- Stated task -
Only the lines from the start of the data below through the line that contains "import React from" are to be copied, exactly and without pictures.

- Information supplied -
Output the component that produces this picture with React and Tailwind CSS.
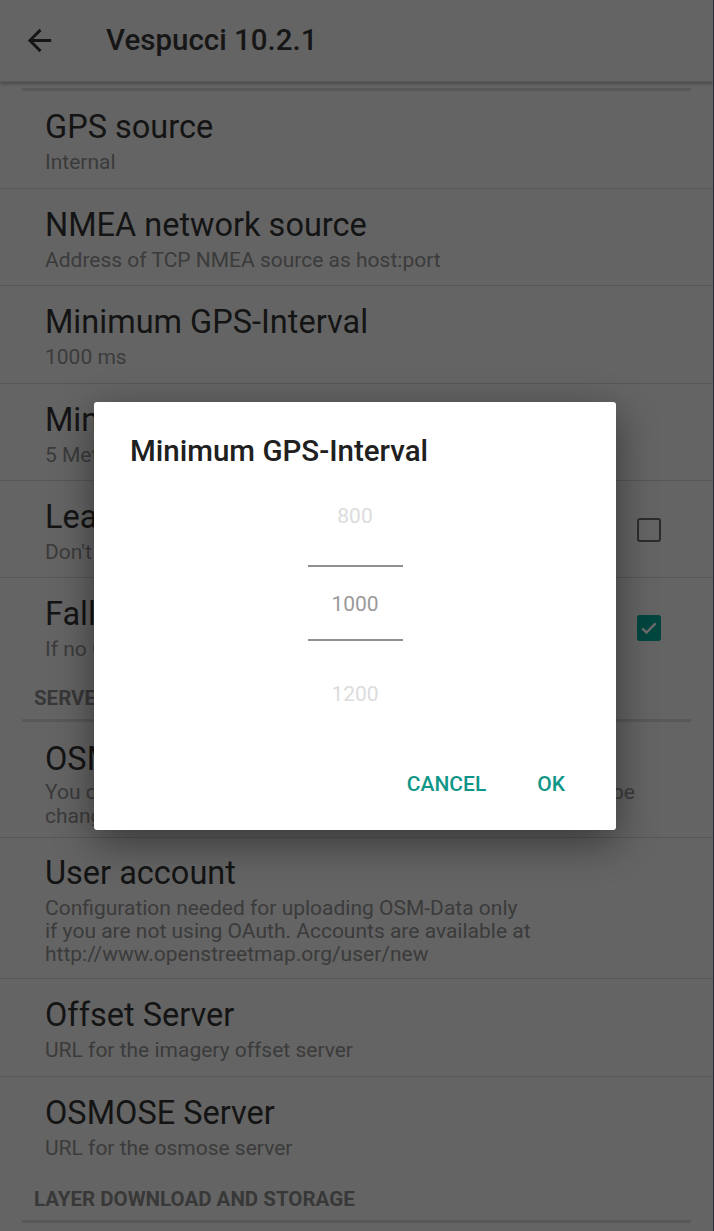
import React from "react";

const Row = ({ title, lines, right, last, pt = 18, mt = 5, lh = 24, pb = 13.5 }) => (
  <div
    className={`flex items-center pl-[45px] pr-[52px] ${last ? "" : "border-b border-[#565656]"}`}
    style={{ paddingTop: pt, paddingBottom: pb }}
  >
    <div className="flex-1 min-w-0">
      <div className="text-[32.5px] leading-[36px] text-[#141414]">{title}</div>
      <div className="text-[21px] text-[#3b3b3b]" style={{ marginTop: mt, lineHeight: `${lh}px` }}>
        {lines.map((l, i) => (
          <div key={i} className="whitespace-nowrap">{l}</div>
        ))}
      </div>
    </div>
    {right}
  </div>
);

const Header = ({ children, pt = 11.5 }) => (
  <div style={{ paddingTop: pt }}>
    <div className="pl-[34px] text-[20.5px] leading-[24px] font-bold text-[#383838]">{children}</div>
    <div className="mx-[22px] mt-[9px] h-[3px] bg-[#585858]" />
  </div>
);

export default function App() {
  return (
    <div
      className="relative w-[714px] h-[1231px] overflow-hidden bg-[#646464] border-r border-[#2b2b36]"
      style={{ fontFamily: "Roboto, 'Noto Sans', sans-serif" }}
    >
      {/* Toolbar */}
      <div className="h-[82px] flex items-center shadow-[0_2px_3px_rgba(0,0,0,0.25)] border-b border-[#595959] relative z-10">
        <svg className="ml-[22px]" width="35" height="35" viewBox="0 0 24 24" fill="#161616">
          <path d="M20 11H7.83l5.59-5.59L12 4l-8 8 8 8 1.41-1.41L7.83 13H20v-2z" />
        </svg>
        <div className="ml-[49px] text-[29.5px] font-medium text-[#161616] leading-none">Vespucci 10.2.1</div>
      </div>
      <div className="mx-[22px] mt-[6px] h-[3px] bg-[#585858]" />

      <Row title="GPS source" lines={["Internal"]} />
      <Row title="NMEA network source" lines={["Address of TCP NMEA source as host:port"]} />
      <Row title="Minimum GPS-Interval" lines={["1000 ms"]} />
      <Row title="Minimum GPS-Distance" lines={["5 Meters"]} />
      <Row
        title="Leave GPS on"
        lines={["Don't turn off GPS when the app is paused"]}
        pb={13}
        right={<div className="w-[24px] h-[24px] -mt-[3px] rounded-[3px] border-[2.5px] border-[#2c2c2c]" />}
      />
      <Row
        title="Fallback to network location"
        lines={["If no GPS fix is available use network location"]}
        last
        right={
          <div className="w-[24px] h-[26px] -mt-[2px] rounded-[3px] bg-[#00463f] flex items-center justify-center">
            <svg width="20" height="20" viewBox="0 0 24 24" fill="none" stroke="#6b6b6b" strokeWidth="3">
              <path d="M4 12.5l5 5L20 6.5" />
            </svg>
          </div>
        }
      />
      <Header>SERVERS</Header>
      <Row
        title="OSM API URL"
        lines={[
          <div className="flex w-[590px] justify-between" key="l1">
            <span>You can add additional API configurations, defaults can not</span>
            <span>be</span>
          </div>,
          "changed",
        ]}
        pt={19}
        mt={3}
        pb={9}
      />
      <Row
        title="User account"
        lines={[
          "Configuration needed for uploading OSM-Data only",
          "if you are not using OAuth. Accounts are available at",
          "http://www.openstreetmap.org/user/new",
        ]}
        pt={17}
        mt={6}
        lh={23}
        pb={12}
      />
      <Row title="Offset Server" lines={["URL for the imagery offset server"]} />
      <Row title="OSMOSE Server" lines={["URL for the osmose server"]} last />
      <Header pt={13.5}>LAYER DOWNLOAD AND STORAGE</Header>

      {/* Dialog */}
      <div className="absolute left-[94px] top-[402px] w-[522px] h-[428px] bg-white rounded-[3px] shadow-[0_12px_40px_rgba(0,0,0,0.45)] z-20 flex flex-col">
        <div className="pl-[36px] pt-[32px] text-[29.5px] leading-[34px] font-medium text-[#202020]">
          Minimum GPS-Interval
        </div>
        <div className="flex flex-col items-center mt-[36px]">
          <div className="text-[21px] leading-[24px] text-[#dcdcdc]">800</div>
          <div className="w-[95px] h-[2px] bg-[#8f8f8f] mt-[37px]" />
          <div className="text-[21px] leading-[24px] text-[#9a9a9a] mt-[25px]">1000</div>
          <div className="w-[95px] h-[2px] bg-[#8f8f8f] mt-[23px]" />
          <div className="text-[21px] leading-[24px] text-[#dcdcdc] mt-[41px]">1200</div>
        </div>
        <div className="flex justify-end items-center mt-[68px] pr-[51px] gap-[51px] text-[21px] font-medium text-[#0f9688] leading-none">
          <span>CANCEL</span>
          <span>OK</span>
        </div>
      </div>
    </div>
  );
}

- Solution -
Output the component that produces this picture with React and Tailwind CSS.
import React from "react";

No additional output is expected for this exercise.